As per Section 2(24) of The Companies Act 2013, ‘company secretary’ or ‘secretary’ means a company secretary as defined in clause (c) of sub-section (1) of section 2 of the Company Secretaries Act, 1980, who is appointed by a company to perform the functions of a company secretary under this Act.


A Company Secretary (C.S.) of a company has the primary responsibility to ensure compliance with statutory and regulatory requirements and for ensuring that decisions of the board of directors are implemented. There are several laws, statutes, regulations, etc. applicable to the company, which a Company secretary looks after and comply thereon. In India, A company secretary needs to be a member of the Institute of Company Secretaries of India. Only then she/he is eligible to appointed as Company Secretary of any company

Which companies are required to appoint a Company Secretary (C.S.)?

As per section 203 of the Companies Act, 2013 a Company Secretary (C.S.) is considered as Key managerial Personnel. And below given companies are required to appoint a Company Secretary (C.S.): –

a) Every listed company

b) every other public company having a paid-up share capital of ten crore rupees or more.

c) Every private company which has a paid up share capital of ten crore rupees or more shall have a whole -time company secretary.


All Companies are required to file E-Form DIR-12 for the appointment of a Company Secretary (C.S.). All Public Companies are also required to file Board Resolution in E-Form MGT-14 for the appointment of a Company Secretary as Key Managerial personnel (KMP). Both the above forms are required to be filled within 30 days from the date of the Board Meeting in which the appointment is approved.


If a Company Secretary (C.S.) resigns, she/he can anytime resign from the company after giving notice as well as reason.
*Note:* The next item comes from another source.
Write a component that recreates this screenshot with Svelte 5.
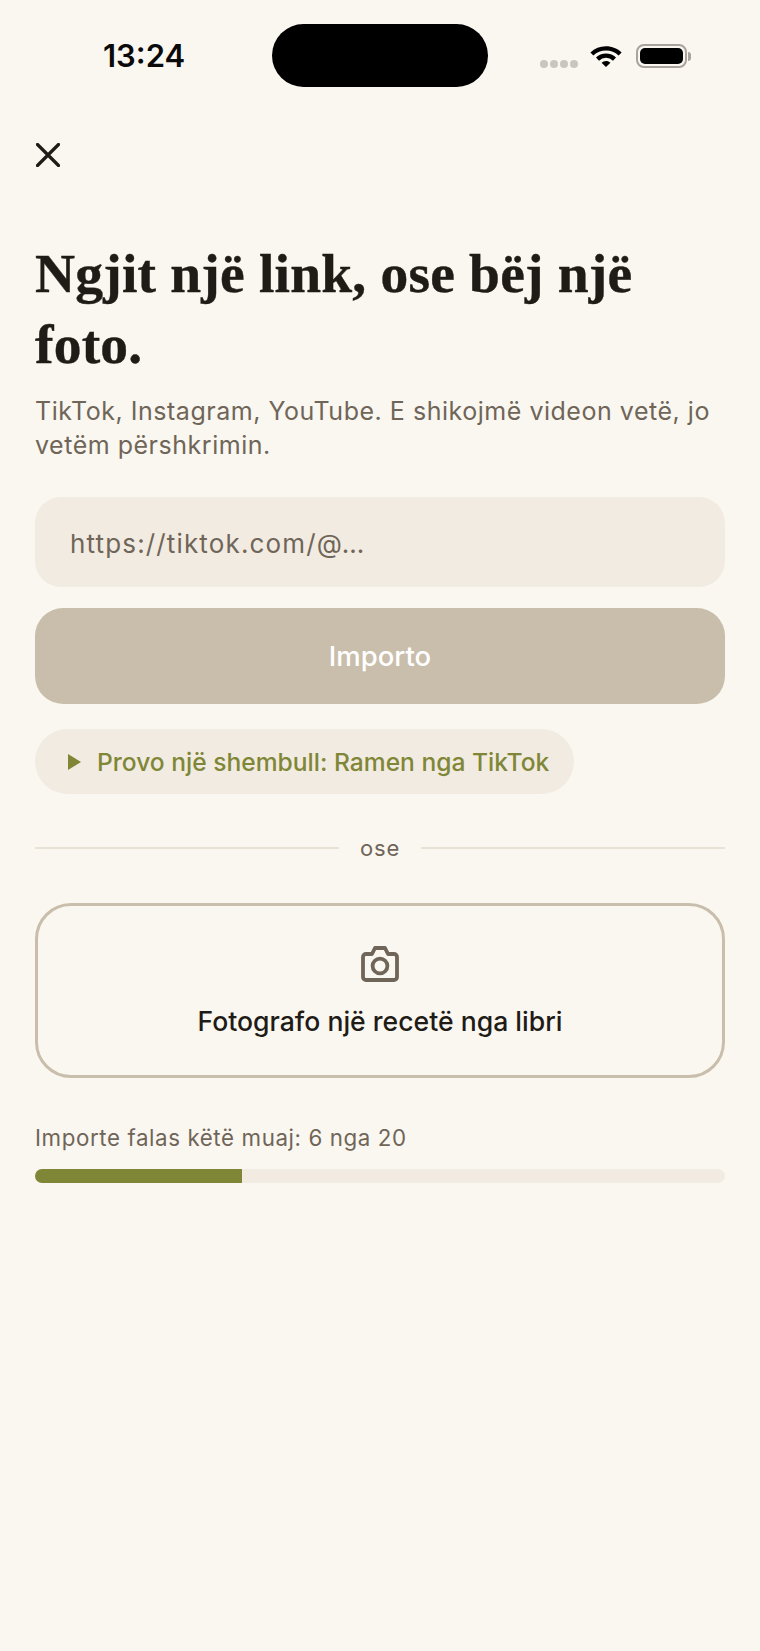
<script>
  const used = 6;
  const total = 20;
</script>

<div class="screen">
  <header class="status">
    <span class="time">13:24</span>
    <div class="island"></div>
    <div class="indicators">
      <div class="dots"><i></i><i></i><i></i><i></i></div>
      <svg class="wifi" viewBox="0 0 34 24" width="34" height="24" aria-hidden="true">
        <path d="M17 3.2c6 0 11.5 2.3 15.6 6.2l-3 3.2A18.4 18.4 0 0 0 17 7.6c-4.800 0-9.300 1.800-12.600 5L1.400 9.400A22.500 22.500 0 0 1 17 3.200z"/>
        <path d="M17 10.600c3.900 0 7.400 1.500 10 4l-3 3.100a10 10 0 0 0-14 0l-3-3.100c2.600-2.500 6.100-4 10-4z"/>
        <path d="M17 18c1.700 0 3.200.6 4.400 1.700L17 24l-4.400-4.300A6.400 6.400 0 0 1 17 18z"/>
      </svg>
      <div class="battery"><div class="cell"></div></div>
      <div class="cap"></div>
    </div>
  </header>

  <main class="content">
    <button class="close" aria-label="Mbyll">
      <svg viewBox="0 0 24 24" width="24" height="24" fill="none" stroke="#1f1b16" stroke-width="3.200" stroke-linecap="round">
        <path d="M1.500 1.500l21 21M22.500 1.500l-21 21"/>
      </svg>
    </button>

    <h1>Ngjit një link, ose bëj një foto.</h1>
    <p class="sub">TikTok, Instagram, YouTube. E shikojmë videon vetë, jo vetëm përshkrimin.</p>

    <div class="input">https://tiktok.com/@…</div>
    <button class="import">Importo</button>

    <button class="sample">
      <svg viewBox="0 0 13 16" width="13" height="16" aria-hidden="true"><path d="M0 0l13 8-13 8z" fill="#7f8737"/></svg>
      <span>Provo një shembull: Ramen nga TikTok</span>
    </button>

    <div class="divider"><span class="line"></span><span class="or">ose</span><span class="line"></span></div>

    <button class="photo">
      <svg viewBox="0 0 38 36" width="38" height="36" fill="none" stroke="#6f6558" stroke-width="3.800" stroke-linejoin="round" aria-hidden="true">
        <path d="M2 11a3 3 0 0 1 3-3h6l3-6h10l3 6h6a3 3 0 0 1 3 3v20a3 3 0 0 1-3 3H5a3 3 0 0 1-3-3z"/>
        <circle cx="19" cy="20" r="7.400"/>
      </svg>
      <span>Fotografo një recetë nga libri</span>
    </button>

    <div class="quota">Importe falas këtë muaj: {used} nga {total}</div>
    <div class="track"><div class="fill" style="width:{(used / total) * 100}%"></div></div>
  </main>
</div>

<style>
  :global(body) {
    margin: 0;
    background: #faf7f1;
  }
  .screen {
    width: 760px;
    height: 1651px;
    background: #faf7f1;
    font-family: Inter, "Liberation Sans", sans-serif;
    overflow: hidden;
  }
  .status {
    position: relative;
    height: 112px;
  }
  .time {
    position: absolute;
    left: 103px;
    top: 38px;
    font-size: 31px;
    line-height: 35px;
    font-weight: 600;
    color: #0a0a0a;
  }
  .island {
    position: absolute;
    left: 272px;
    top: 24px;
    width: 216px;
    height: 63px;
    border-radius: 32px;
    background: #000;
  }
  .indicators {
    position: absolute;
    left: 540px;
    top: 42px;
    display: flex;
    align-items: center;
    height: 28px;
  }
  .dots {
    display: flex;
    gap: 2px;
    margin-top: 15px;
  }
  .dots i {
    width: 8px;
    height: 8px;
    border-radius: 50%;
    background: #c9c6c0;
  }
  .wifi {
    margin-left: 11px;
    margin-top: -3px;
    fill: #000;
  }
  .battery {
    box-sizing: border-box;
    margin-left: 13px;
    width: 51px;
    height: 24px;
    border: 2px solid #a9a49b;
    border-radius: 8px;
    padding: 2px;
  }
  .cell {
    height: 100%;
    border-radius: 5px;
    background: #000;
  }
  .cap {
    width: 3px;
    height: 9px;
    margin-left: 1px;
    border-radius: 0 3px 3px 0;
    background: #a9a49b;
  }
  .content {
    padding: 0 35px;
    display: flex;
    flex-direction: column;
  }
  button {
    font-family: inherit;
    border: 0;
    padding: 0;
    background: none;
  }
  .close {
    width: 24px;
    height: 24px;
    margin: 31px 0 0 1px;
    display: block;
  }
  .close svg { display: block; }
  h1 {
    margin: 71px 0 0;
    font-family: "Liberation Serif", serif;
    font-weight: 700;
    font-size: 55.500px;
    line-height: 71px;
    letter-spacing: 0.2px;
    -webkit-text-stroke: 0.4px #1f1b16;
    color: #1f1b16;
  }
  .sub {
    margin: 14px 0 0;
    font-size: 25px;
    line-height: 34px;
    letter-spacing: 0.52px;
    color: #6f6558;
  }
  .input {
    margin-top: 35px;
    height: 90px;
    box-sizing: border-box;
    padding: 3px 35px 0;
    display: flex;
    align-items: center;
    border-radius: 26px;
    background: #f2ebe1;
    font-size: 26px;
    letter-spacing: 1.15px;
    color: #6f6558;
  }
  .import {
    margin-top: 21px;
    height: 96px;
    border-radius: 28px;
    background: #c9beab;
    color: #fff;
    font-size: 27.500px;
    font-weight: 500;
  }
  .sample {
    margin-top: 25px;
    align-self: flex-start;
    height: 65px;
    width: 539px;
    box-sizing: border-box;
    padding-left: 33px;
    display: flex;
    align-items: center;
    gap: 16px;
    border-radius: 33px;
    background: #f2ebe1;
    color: #7f8737;
    font-size: 24.600px;
    font-weight: 500;
  }
  .divider {
    margin-top: 44px;
    display: flex;
    align-items: center;
    gap: 21px;
    height: 20px;
  }
  .line {
    flex: 1;
    height: 2px;
    background: #e9e2d6;
  }
  .or {
    font-size: 22px;
    letter-spacing: 0.8px;
    color: #6f6558;
  }
  .photo {
    box-sizing: border-box;
    margin-top: 45px;
    height: 175px;
    border: 3px solid #c9beab;
    border-radius: 36px;
    display: flex;
    flex-direction: column;
    align-items: center;
    padding-top: 40px;
    color: #1f1b16;
    font-size: 26.600px;
    font-weight: 500;
  }
  .photo span { margin-top: 23px; line-height: 32px; }
  .quota {
    margin-top: 46px;
    font-size: 22.300px;
    line-height: 28px;
    letter-spacing: 0.6px;
    color: #6f6558;
  }
  .track {
    margin-top: 17px;
    height: 14px;
    border-radius: 7px;
    background: #f2ebe1;
    overflow: hidden;
  }
  .fill {
    height: 100%;
    background: #7f8737;
  }
</style>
The company will take the required steps for such resignation.It should be noted that the resulting vacancy shall be filled-up by the Board at a meeting of the Board within a period of six months from the date of such vacancy.


Any company which is mandatorily required to appoint a Company Secretary (C.S.) if doesn’t appoint, such company shall be liable to a penalty of five lakh rupees, and every director and key managerial personnel of the company who is in default shall be liable to a penalty of fifty thousand rupees and where the default is a continuing one, with a further penalty of one thousand rupees for each day after the first during which such default continues but not exceeding five lakh rupees.
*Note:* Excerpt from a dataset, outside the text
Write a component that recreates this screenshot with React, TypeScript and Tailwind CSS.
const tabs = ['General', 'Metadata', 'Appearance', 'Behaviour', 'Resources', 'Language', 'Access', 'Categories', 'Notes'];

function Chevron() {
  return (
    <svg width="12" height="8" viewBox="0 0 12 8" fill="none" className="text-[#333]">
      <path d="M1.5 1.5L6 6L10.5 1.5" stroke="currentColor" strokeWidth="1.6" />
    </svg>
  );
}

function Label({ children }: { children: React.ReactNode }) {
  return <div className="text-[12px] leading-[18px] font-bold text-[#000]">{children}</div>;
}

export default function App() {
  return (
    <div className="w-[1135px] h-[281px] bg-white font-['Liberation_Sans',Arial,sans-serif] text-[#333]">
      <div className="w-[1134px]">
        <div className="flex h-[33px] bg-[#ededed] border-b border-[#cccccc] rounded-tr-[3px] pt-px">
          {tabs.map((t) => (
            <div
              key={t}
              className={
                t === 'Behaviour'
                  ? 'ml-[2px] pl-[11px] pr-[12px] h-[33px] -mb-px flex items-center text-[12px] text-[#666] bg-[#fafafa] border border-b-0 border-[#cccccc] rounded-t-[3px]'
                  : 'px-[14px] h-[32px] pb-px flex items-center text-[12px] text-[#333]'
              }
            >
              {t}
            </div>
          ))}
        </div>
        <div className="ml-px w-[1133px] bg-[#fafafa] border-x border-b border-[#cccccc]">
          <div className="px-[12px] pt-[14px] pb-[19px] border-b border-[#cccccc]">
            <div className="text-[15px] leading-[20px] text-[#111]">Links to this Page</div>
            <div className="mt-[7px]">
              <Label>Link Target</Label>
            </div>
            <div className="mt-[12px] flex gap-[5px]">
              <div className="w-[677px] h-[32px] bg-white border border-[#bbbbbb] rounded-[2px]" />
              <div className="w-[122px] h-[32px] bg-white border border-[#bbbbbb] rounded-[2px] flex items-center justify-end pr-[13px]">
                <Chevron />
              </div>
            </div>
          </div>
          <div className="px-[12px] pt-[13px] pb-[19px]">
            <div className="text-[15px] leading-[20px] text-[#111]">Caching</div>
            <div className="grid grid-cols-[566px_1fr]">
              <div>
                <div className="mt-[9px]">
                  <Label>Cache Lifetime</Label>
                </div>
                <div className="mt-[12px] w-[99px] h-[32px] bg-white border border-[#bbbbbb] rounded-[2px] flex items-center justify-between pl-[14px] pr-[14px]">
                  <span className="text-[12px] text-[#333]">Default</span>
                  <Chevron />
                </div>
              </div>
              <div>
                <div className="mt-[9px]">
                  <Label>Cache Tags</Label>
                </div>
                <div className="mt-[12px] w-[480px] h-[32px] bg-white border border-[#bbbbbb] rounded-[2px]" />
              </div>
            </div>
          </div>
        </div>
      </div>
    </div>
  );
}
For how long a Company Secretary (C.S.) can serve in a company?

A Company Secretary (C.S.) can be appointed for any number of years, it totally depends upon the management and already included in the appointment letter of Company Secretary (C.S.) stating his term, reasons for cessation etc.

What is the process to appoint a Company Secretary (C.S.)?

The following process is followed for appointment of Company Secretary (C.S.): –

a. Prepare notice of board meeting along with draft resolution(s) to be passed in the board meeting for candidate consideration for appointment as Company Secretary (C.S.).

b. Sending of Notice along with Agenda of Board meeting to all the Directors of company.

c. Convene board meeting and pass the following Board Resolution. d. Sending of Outcome of Board Meeting to Stock exchange wherever company’s securities are listed within 30 minutes from the conclusion of meeting. (this point is applicable for listed companies only)

e. Issue letter of appointment to the candidate for their appointment as Company Secretary (C.S.).

f. File e-Form DIR-12 along with attachments with the Registrar of Companies regarding appointment of director and simultaneously as a Company Secretary (C.S.) within thirty (30) days from appointment as Company Secretary (C.S.).

g. Sending of Appointment letter to Company Secretary (C.S.) and entry in register, minute books, etc of company.